What is required:
Where does the string "index" appear in the records? Copy every line that contains it.

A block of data
----
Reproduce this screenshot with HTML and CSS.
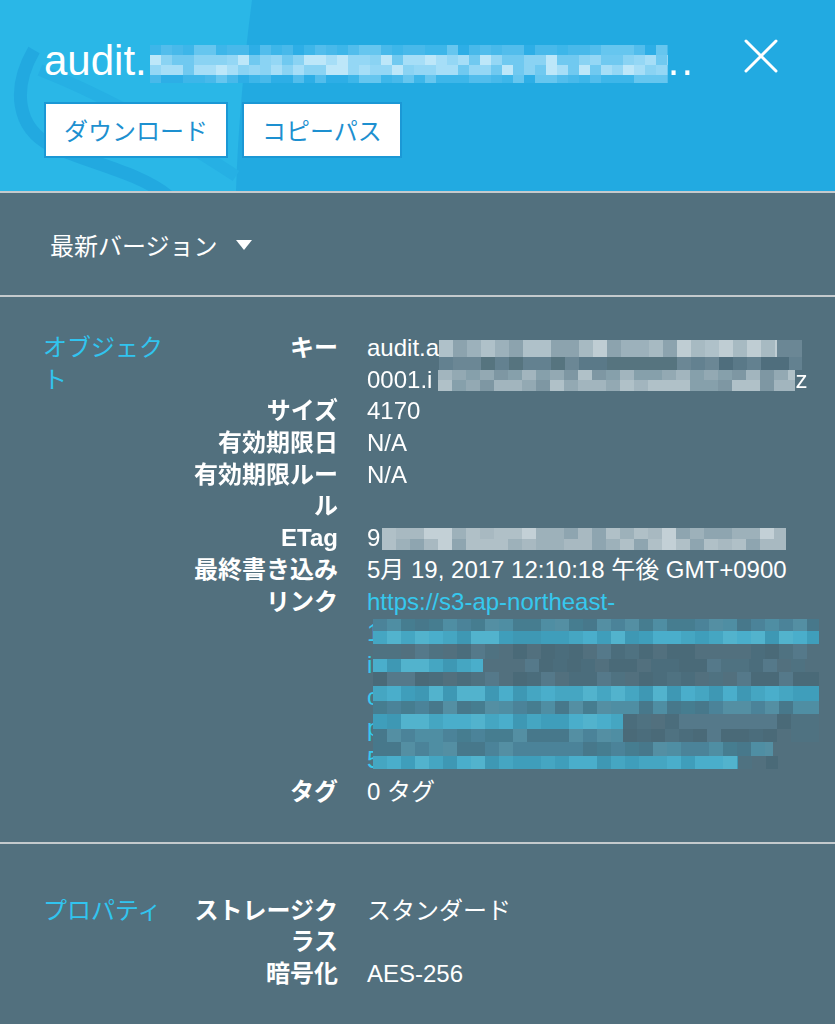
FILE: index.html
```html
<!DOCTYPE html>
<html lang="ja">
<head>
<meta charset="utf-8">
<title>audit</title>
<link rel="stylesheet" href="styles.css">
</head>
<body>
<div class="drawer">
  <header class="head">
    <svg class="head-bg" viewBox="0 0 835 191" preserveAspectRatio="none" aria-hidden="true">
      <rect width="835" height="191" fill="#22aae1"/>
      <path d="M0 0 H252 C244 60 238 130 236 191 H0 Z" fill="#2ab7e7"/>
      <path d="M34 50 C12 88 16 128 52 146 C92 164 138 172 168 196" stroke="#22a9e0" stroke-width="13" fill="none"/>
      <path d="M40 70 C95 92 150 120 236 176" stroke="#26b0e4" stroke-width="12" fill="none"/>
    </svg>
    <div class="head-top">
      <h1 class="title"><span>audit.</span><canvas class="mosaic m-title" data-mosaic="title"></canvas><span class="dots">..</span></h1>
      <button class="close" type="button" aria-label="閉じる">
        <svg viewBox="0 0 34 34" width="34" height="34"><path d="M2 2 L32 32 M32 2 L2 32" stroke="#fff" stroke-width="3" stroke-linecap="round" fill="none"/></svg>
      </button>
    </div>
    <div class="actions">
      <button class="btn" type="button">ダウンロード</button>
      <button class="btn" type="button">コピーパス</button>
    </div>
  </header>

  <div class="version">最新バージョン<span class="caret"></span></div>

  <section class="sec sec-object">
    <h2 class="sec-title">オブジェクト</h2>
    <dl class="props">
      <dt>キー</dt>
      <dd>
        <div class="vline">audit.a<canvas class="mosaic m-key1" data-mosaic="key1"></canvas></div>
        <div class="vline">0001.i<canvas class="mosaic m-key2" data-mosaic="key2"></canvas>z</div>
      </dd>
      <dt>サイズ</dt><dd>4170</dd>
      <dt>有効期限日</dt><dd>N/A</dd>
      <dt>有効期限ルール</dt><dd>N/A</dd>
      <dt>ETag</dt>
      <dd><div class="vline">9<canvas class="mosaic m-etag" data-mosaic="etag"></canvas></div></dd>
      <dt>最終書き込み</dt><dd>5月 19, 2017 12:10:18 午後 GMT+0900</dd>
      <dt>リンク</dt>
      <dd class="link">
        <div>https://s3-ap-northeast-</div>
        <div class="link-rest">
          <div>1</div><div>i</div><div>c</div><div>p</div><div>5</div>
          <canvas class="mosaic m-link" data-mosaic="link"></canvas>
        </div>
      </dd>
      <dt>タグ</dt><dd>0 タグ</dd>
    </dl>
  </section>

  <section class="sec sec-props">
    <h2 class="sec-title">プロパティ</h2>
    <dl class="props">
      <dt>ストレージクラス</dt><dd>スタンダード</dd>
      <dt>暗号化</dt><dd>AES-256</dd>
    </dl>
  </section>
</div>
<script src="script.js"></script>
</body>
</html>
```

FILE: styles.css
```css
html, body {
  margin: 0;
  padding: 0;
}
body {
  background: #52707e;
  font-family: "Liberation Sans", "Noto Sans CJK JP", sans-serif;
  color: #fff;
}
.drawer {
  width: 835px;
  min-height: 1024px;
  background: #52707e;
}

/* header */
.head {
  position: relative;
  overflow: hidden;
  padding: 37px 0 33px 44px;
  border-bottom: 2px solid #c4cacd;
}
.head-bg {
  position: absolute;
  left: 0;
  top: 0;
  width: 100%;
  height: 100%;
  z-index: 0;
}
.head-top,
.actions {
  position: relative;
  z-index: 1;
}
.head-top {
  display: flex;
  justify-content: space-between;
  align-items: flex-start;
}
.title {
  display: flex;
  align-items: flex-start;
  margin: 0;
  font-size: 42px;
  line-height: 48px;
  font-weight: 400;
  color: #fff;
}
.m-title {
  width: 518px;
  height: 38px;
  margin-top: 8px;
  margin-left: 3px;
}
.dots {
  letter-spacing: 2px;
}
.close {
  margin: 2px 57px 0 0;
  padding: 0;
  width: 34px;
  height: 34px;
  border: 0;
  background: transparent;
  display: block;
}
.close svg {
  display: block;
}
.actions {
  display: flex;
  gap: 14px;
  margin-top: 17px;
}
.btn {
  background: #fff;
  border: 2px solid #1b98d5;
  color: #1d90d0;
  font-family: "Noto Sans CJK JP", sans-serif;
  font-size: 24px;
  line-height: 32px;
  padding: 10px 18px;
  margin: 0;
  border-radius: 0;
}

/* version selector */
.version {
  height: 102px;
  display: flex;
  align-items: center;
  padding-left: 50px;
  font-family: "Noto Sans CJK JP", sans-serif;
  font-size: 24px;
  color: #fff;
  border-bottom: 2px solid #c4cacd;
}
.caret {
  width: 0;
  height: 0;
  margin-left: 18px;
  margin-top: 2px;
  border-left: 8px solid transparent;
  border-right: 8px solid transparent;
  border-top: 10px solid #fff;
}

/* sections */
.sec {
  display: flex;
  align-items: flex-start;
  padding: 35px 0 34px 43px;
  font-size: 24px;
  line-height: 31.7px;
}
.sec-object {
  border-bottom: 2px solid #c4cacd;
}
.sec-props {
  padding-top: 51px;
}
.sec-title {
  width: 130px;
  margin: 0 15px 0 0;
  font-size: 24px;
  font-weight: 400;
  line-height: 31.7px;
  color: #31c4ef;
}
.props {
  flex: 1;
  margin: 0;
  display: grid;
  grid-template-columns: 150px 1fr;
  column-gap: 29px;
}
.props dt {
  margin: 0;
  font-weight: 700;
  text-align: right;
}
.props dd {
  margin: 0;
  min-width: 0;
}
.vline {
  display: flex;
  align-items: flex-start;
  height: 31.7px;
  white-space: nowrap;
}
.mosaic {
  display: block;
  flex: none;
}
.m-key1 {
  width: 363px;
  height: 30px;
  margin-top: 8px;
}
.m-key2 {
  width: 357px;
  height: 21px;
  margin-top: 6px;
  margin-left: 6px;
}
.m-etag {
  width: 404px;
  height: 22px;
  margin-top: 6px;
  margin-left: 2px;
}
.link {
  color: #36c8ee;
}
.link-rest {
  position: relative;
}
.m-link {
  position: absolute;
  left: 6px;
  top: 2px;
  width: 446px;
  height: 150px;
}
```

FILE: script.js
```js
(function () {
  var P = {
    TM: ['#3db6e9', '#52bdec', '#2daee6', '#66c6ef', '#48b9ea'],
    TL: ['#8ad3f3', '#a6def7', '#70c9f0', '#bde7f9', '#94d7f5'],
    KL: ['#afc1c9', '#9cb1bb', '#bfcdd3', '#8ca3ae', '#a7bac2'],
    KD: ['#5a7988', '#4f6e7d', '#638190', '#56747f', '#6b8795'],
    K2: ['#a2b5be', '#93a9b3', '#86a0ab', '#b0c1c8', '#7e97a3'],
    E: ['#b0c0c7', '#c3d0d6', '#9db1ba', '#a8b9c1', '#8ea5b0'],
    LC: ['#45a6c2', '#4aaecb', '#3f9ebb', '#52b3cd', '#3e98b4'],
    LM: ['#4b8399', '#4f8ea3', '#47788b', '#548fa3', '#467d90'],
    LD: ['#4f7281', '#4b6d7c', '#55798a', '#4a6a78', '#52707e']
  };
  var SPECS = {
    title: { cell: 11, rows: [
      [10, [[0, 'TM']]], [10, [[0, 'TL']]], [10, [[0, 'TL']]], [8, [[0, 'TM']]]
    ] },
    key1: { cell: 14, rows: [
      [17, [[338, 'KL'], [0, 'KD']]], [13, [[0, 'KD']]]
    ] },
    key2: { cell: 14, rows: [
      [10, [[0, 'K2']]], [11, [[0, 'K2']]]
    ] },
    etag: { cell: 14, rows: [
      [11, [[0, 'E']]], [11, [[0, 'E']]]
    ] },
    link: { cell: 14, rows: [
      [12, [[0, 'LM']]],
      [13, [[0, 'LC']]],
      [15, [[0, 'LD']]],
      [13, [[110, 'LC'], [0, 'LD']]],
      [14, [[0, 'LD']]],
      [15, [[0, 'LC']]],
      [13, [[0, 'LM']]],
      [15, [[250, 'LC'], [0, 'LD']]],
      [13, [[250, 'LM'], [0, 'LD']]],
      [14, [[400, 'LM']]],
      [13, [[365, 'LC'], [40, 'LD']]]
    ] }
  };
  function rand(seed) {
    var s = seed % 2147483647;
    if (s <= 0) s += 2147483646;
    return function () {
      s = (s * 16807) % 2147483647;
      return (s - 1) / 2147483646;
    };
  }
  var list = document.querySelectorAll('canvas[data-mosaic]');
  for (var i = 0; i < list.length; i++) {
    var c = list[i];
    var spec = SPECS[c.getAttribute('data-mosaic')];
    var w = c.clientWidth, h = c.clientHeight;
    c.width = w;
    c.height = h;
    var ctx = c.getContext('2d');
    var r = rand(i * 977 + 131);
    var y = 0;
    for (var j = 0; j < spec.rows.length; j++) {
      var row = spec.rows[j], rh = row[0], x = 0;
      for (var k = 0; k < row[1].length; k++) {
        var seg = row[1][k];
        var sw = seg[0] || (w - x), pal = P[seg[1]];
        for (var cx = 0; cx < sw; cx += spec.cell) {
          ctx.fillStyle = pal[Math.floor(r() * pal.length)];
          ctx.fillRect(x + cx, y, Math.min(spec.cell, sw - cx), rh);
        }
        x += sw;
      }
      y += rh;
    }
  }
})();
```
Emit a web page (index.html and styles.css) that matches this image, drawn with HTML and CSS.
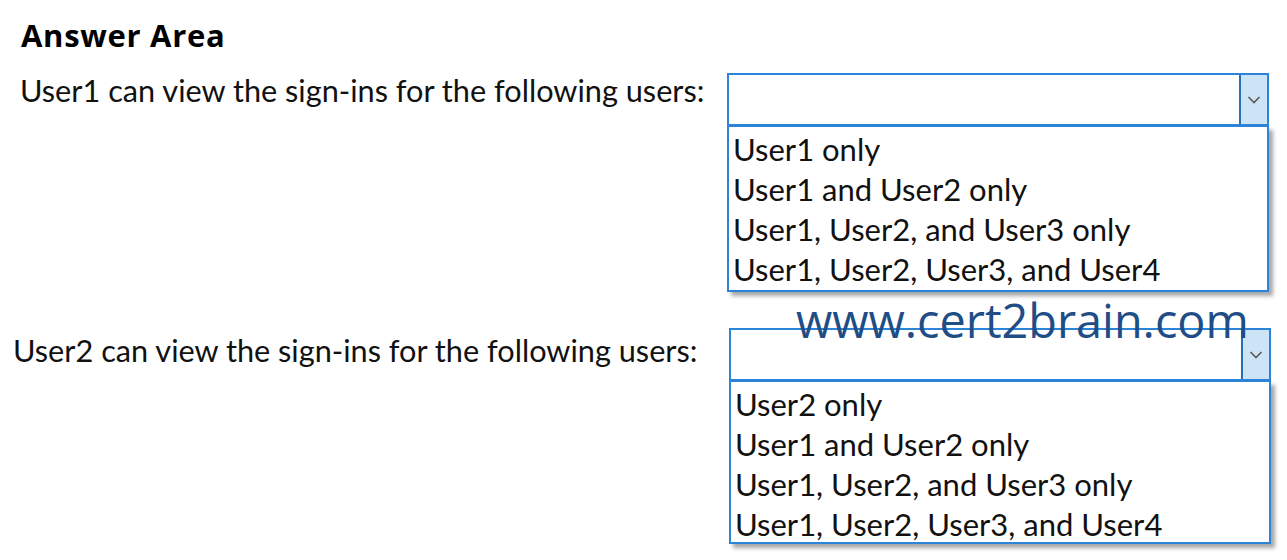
----
Written solution:
FILE: index.html
  z-index: 0;
  z-index: 1;
Emit a web page (index.html and styles.css) that matches this image, drawn with HTML and CSS.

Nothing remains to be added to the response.